No Boundaries University Bookstore

This week, we played No Boundaries by Marc Hobbs in a Boundaries university bookstore in NYC, a store whose corporate owner may be struggling but our crew of workers continue showing up each day. We are the cocky clean-up man Greg, our drama-queen cashier Ginnie, former student and customer service rep Tyler, and aspiring singer and store shelver Zeta. We start waiting to open the store on the morning of New Year’s Day discussing our evenings. Zeta and Ginnie both come sauntering up to the store straight from their revels dressed to the nines, while Tyler and Greg arrive dressed for work and relate their comparativley sedate evenings.

Red stick figure stands in front of bookshelves loaded with book with section heads stating "Business" and "Failure".
Image courtesy of Less Than Three Games from Itch.io

Early in the new year, the store begins selling vaping canisters and supplies leading Ginnie to post to Instagram about our wares, in particular starting memes with catchy phrases below a picture or gif of Tyler looking hapless. One of her posts is picked up by Cardi B, leading us to try enticing her to appear at the store. Zeta hopes to be discovered when the star arrives, but Tyler approaches Greg about whether there might be a secondary exit he can use to escape the crowds. Greg prepares a grease bucket next to an air vent for him and explains how to follow it outside. On the big day, the event is interrupted by the need for the fire department to retrieve Tyler from the building HVAC system.

All the publicity from the Cardi B event and Tyler’s rescue by the FDNY (he appeared in their calendar) leads corporate to change the store’s image to an urban lifestyle brand: No Boundaries. As new lifestyle merchandise moves in, we have to get more creative and begin piling more and more books into the seldom-used children’s section. Tyler is chagrined by all the notoriety brought on by the rescue, especially since corporate used an image of his topless and greased body from that night in all the stores advertising, so he plots with Zeta to convince Ginnie to post more about the singer than the unwilling poster boy. Meanwhile, Zeta and Greg continue to share their friend’s homemade drug, space juice.

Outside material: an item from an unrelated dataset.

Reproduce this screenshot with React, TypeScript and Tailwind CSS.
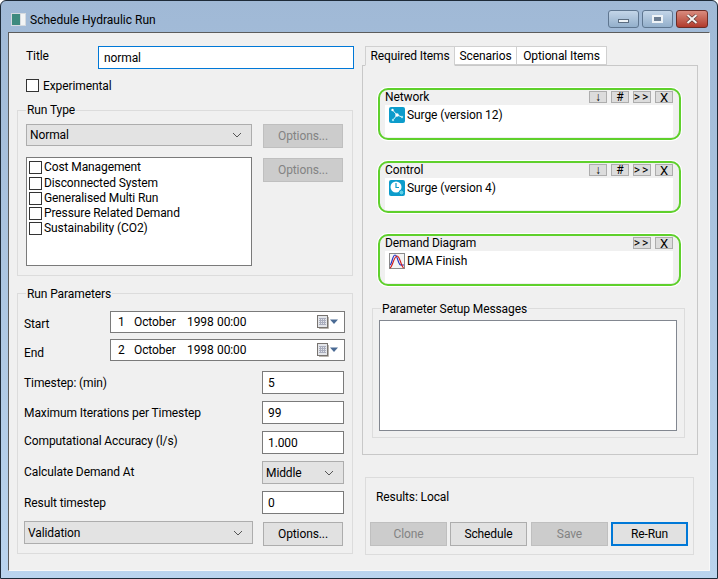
import type { ReactNode } from "react";

const Chevron = () => (
  <svg width="10" height="6" viewBox="0 0 10 6" className="shrink-0">
    <path d="M1 1l4 4 4-4" fill="none" stroke="#555" strokeWidth="1" />
  </svg>
);

const Check = ({ className = "" }: { className?: string }) => (
  <span className={`block w-[13px] h-[13px] shrink-0 bg-white border border-[#333] ${className}`} />
);

const Btn = ({ label, disabled, primary, className = "" }: { label: string; disabled?: boolean; primary?: boolean; className?: string }) => (
  <div
    className={`flex items-center justify-center h-[24px] shrink-0 border ${
      disabled
        ? "bg-[#cccccc] border-[#bfbfbf] text-[#838383]"
        : primary
          ? "bg-[#e1e1e1] border-2 border-[#0078d7] text-black"
          : "bg-[#e1e1e1] border-[#adadad] text-black"
    } ${className}`}
  >
    {label}
  </div>
);

const Select = ({ label, className = "" }: { label: string; className?: string }) => (
  <div className={`flex items-center justify-between bg-[#e3e3e3] border border-[#adadad] pl-[3px] pr-[9px] shrink-0 ${className}`}>
    <span>{label}</span>
    <Chevron />
  </div>
);

const TextBox = ({ value }: { value: string }) => (
  <div className="flex items-center w-[82px] h-[23px] bg-white border border-[#7a7a7a] pl-[5px] ml-auto">{value}</div>
);

const Group = ({ label, className = "", labelClass = "-top-[8px]", children }: { label: string; className?: string; labelClass?: string; children: ReactNode }) => (
  <div className={`relative border border-[#dcdcdc] ${className}`}>
    <span className={`absolute left-[8px] bg-[#f0f0f0] px-px ${labelClass}`}>{label}</span>
    {children}
  </div>
);

const CalendarIcon = () => (
  <svg width="22" height="14" viewBox="0 0 22 14" className="shrink-0">
    <rect x="0.5" y="0.5" width="10" height="12" fill="#e4e6ea" stroke="#77736f" />
    <path d="M11.5 2v11.5H2" fill="none" stroke="#b8b4ae" />
    <path d="M2 3.500h7M2 5.500h7M2 7.500h7M2 9.500h7M3.500 3v7M5.500 3v7M7.500 3v7" stroke="#a9adbd" strokeWidth="1" />
    <path d="M13 4.500h8l-4 4.500z" fill="#4a6a94" />
  </svg>
);

const DateBox = ({ day }: { day: string }) => (
  <div className="flex items-center w-[235px] h-[22px] bg-white border border-[#7a7a7a] pl-[7px] pr-[5px] ml-auto">
    <span className="w-[16px]">{day}</span>
    <span className="w-[53px]">October</span>
    <span className="w-[30px]">1998</span>
    <span>00:00</span>
    <span className="ml-auto flex"><CalendarIcon /></span>
  </div>
);

const Row = ({ label, children, width = "w-[320px]", labelClass = "" }: { label: string; children: ReactNode; width?: string; labelClass?: string }) => (
  <div className={`flex items-center ${width}`}>
    <span className={labelClass}>{label}</span>
    {children}
  </div>
);

const SmallBtn = ({ label, className = "" }: { label: string; className?: string }) => (
  <span className={`flex items-center justify-center w-[18px] h-[12px] bg-[#dcdcdc] border border-[#adadad] leading-none ${className}`}>
    {label}
  </span>
);

const NetworkIcon = () => (
  <svg width="16" height="16" viewBox="0 0 16 16" className="shrink-0">
    <rect width="16" height="16" rx="2" fill="#0c9ccb" />
    <path d="M3.500 3L8 8l5 2M8 8l-4 5" fill="none" stroke="#e8f8fc" strokeWidth="1" />
    <circle cx="8" cy="8" r="1.800" fill="#fff" />
    <circle cx="3.500" cy="3" r="1.200" fill="#fff" />
    <circle cx="13" cy="10" r="1.200" fill="#9fe4f2" />
    <circle cx="4" cy="13" r="1.200" fill="#9fe4f2" />
  </svg>
);

const ClockIcon = () => (
  <svg width="16" height="16" viewBox="0 0 16 16" className="shrink-0">
    <rect width="16" height="16" rx="2" fill="#0c9ccb" />
    <circle cx="7" cy="7" r="5.500" fill="#fff" />
    <path d="M7 3v4.500h3" fill="none" stroke="#0c9ccb" strokeWidth="1.200" />
    <circle cx="12.500" cy="12.500" r="2.400" fill="#5fd0e6" stroke="#0c9ccb" />
  </svg>
);

const CurveIcon = () => (
  <svg width="16" height="16" viewBox="0 0 16 16" className="shrink-0">
    <rect x="0.5" y="0.5" width="15" height="15" fill="#f4f4f4" stroke="#8a8a8a" />
    <path d="M1 12C3 11 3.500 2 6 2s3 9 5.500 10H15" fill="none" stroke="#1f2fc4" strokeWidth="1.200" />
    <path d="M1 15C3.500 14 5 3 8 3s3.500 9 6.500 12" fill="none" stroke="#d01818" strokeWidth="1.200" />
  </svg>
);

const ItemBox = ({ title, item, icon, full = true, className = "" }: { title: string; item: string; icon: ReactNode; full?: boolean; className?: string }) => (
  <div className={`w-[303px] h-[52px] border-2 border-[#5fd02c] rounded-[10px] shadow-[0_0_0_1px_#fff] pl-[5px] pr-[6px] ${className}`}>
    <div className="flex items-start justify-between h-[15px]">
      <span className="leading-[15px]">{title}</span>
      <div className="flex gap-[4px] mt-px">
        {full && <SmallBtn label="↓" />}
        {full && <SmallBtn label="#" />}
        <SmallBtn label=">>" className="tracking-[2px]" />
        <SmallBtn label="X" className="text-[13px]" />
      </div>
    </div>
    <div className="flex items-start gap-[2px] h-[32px] bg-white pl-[4px] pt-[2px]">
      {icon}
      <span className="leading-[16px]">{item}</span>
    </div>
  </div>
);

const checks = ["Cost Management", "Disconnected System", "Generalised Multi Run", "Pressure Related Demand", "Sustainability (CO2)"];

export default function App() {
  return (
    <div className="flex flex-col w-[718px] h-[579px] overflow-hidden rounded-t-[6px] border border-[#1d2a38] bg-gradient-to-b from-[#a0b9d6] to-[#bad4ee] font-['Roboto',sans-serif] text-[12px] leading-[16px] tracking-[-0.1px] text-black">
      {/* title bar */}
      <div className="flex items-start h-[31px] shrink-0 pl-[10px] pr-[9px]">
        <svg width="15" height="13" viewBox="0 0 15 13" className="mt-[12px] shrink-0">
          <rect width="15" height="13" fill="#d5dadf" />
          <rect x="1" y="1" width="8" height="11" fill="#3d8a7e" />
          <rect x="10" y="1" width="4" height="11" fill="#f2f4f5" />
        </svg>
        <span className="ml-[4px] mt-[11px] tracking-normal">Schedule Hydraulic Run</span>
        <div className="flex gap-[3px] ml-auto mt-[9px]">
          <div className="flex items-center justify-center w-[31px] h-[18px] rounded-[3px] border border-[#5f7690] bg-gradient-to-b from-[#c3d5e8] to-[#93afcb]">
            <span className="block w-[11px] h-[4px] mt-[3px] bg-[#eef3f7] border border-[#5a6c80]" />
          </div>
          <div className="flex items-center justify-center w-[31px] h-[18px] rounded-[3px] border border-[#5f7690] bg-gradient-to-b from-[#c3d5e8] to-[#93afcb]">
            <span className="block w-[11px] h-[8px] border-2 border-[#eef3f7] bg-[#6b7d92]" />
          </div>
          <div className="flex items-center justify-center w-[32px] h-[18px] rounded-[3px] border border-[#6b2c26] bg-gradient-to-b from-[#d98b7e] to-[#b03a2c]">
            <svg width="14" height="10" viewBox="0 0 14 10">
              <path d="M2.500 1l9 8M11.500 1l-9 8" stroke="#4a2a28" strokeWidth="3.200" />
              <path d="M2.500 1l9 8M11.500 1l-9 8" stroke="#f6f2f0" strokeWidth="2.200" />
            </svg>
          </div>
        </div>
      </div>

      {/* client area */}
      <div className="flex w-[702px] h-[539px] ml-[7px] shrink-0 border border-[#5c5c5c] border-r-[#f8f8f8] border-b-[#f8f8f8] bg-[#f0f0f0] pt-[13px] pl-[8px]">
        {/* left column */}
        <div className="flex flex-col w-[337px] shrink-0">
          <div className="flex items-center h-[23px] pl-[9px]">
            <span className="w-[72px] -mt-[3px]">Title</span>
            <div className="flex items-center w-[256px] h-[23px] bg-white border border-[#0078d7] pl-[5px]">normal</div>
          </div>
          <div className="flex items-center gap-[4px] h-[13px] mt-[10px] pl-[9px]">
            <Check />
            <span>Experimental</span>
          </div>

          <Group label="Run Type" labelClass="-top-[9px]" className="w-[336px] h-[166px] mt-[18px] pt-[13px] pl-[8px] flex">
            <div className="flex flex-col w-[226px]">
              <Select label="Normal" className="h-[22px] w-[226px]" />
              <div className="h-[109px] mt-[11px] bg-white border border-[#7a7a7a] pl-[2px] pt-[3px]">
                <div className="flex flex-col gap-[2px]">
                  {checks.map((c, i) => (
                    <div key={c} className={`flex items-center gap-[2px] h-[13px] ${i === 1 ? "mt-px" : ""}`}>
                      <Check />
                      <span className={i === 0 ? "-mt-[2px]" : "-mt-px"}>{c}</span>
                    </div>
                  ))}
                </div>
              </div>
            </div>
            <div className="flex flex-col ml-[11px]">
              <Btn label="Options..." disabled className="w-[80px]" />
              <Btn label="Options..." disabled className="w-[80px] mt-[10px]" />
            </div>
          </Group>

          <Group label="Run Parameters" className="w-[336px] h-[261px] mt-[17px] pt-[17px] pl-[6px]">
            <div className="flex flex-col">
              <Row label="Start" width="w-[321px]" labelClass="pt-[4px]"><DateBox day="1" /></Row>
              <div className="mt-[6px]">
                <Row label="End" width="w-[321px]" labelClass="pt-[6px]"><DateBox day="2" /></Row>
              </div>
              <div className="flex flex-col gap-[7px] mt-[10px]">
                <Row label="Timestep: (min)"><TextBox value="5" /></Row>
                <Row label="Maximum Iterations per Timestep"><TextBox value="99" /></Row>
                <Row label="Computational Accuracy (l/s)" labelClass="-mt-[3px]"><TextBox value="1.000" /></Row>
                <Row label="Calculate Demand At" labelClass="-mt-[2px]">
                  <Select label="Middle" className="h-[23px] w-[82px] ml-auto" />
                </Row>
                <Row label="Result timestep"><TextBox value="0" /></Row>
                <div className="flex items-start">
                  <Select label="Validation" className="h-[23px] w-[229px]" />
                  <Btn label="Options..." className="w-[80px] ml-[10px] mt-px" />
                </div>
              </div>
            </div>
          </Group>
        </div>

        {/* right column */}
        <div className="flex flex-col w-[336px] ml-[8px] shrink-0">
          <div className="flex h-[20px] pl-[3px] -mb-px relative z-10">
            <div className="flex items-center justify-center w-[90px] border border-[#d0d0d0] border-b-[#f0f0f0] bg-[#f0f0f0]">Required Items</div>
            <div className="flex items-center justify-center w-[62px] h-[19px] border border-l-0 border-[#d0d0d0] bg-white">Scenarios</div>
            <div className="flex items-center justify-center w-[90px] h-[19px] border border-l-0 border-[#d0d0d0] bg-white">Optional Items</div>
          </div>
          <div className="h-[390px] border border-[#c8c8c8] pt-[22px] pl-[15px]">
            <ItemBox title="Network" item="Surge (version 12)" icon={<NetworkIcon />} />
            <ItemBox title="Control" item="Surge (version 4)" icon={<ClockIcon />} className="mt-[21px]" />
            <ItemBox title="Demand Diagram" item="DMA Finish" icon={<CurveIcon />} full={false} className="mt-[21px]" />
            <Group label="Parameter Setup Messages" className="w-[313px] h-[130px] mt-[22px] -ml-[6px] pt-[11px] pl-[6px]">
              <div className="w-[298px] h-[111px] bg-white border border-[#828790]" />
            </Group>
          </div>
          <div className="w-[329px] h-[78px] mt-[22px] ml-[3px] border border-[#dcdcdc] pl-[4px]">
            <div className="h-[44px] pl-[6px] pt-[11px]">Results: Local</div>
            <div className="flex">
              <Btn label="Clone" disabled className="w-[77px]" />
              <Btn label="Schedule" className="w-[77px] ml-[3px]" />
              <Btn label="Save" disabled className="w-[77px] ml-[4px]" />
              <Btn label="Re-Run" primary className="w-[77px] ml-[3px]" />
            </div>
          </div>
        </div>
      </div>
    </div>
  );
}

Meanwhile, corporate decides to hand control of the store’s cafe over to Taco Bell, thinking it will appeal more to the new clientele. Greg sets up the deep fryers in the children’s section, since they don’t fit anywhere else, but Zeta is incensed, having promised themselves never to come home smelling of oil. Ginnie can hardly contain herself when a customer comes up to the books register to order a dozen chalupas and refuses to recognize the necessity of visiting the cafe, so Tyler has to smooth things over and gets, embarrassingly, recognized again. Zeta and Ginnie are making progress with the new meme content to promote Z’s voice, but worry about the cease & desist they received from Lady Gaga about the unlicensed sale of her eyelashes on eBay. As the year comes to a close, we learn that the university is kicking Boundaries out of the store since it is no longer able to serve student’s textbook needs, so we plan an online protest campaign, including sit-ins and fundraisers to save the store.

In epilogues flashing forward to our futures, we see Greg testifying in a class-action lawsuit against vaping manufacturers, Zeta managing minor YouTube celebrity status, Ginnie going on a virtual apology tour after bringing on the wrath of the internet by posting the wrong meme, and Tyler, nervously clutching his job application, waiting to beg for a job with the new managers of the university bookstore.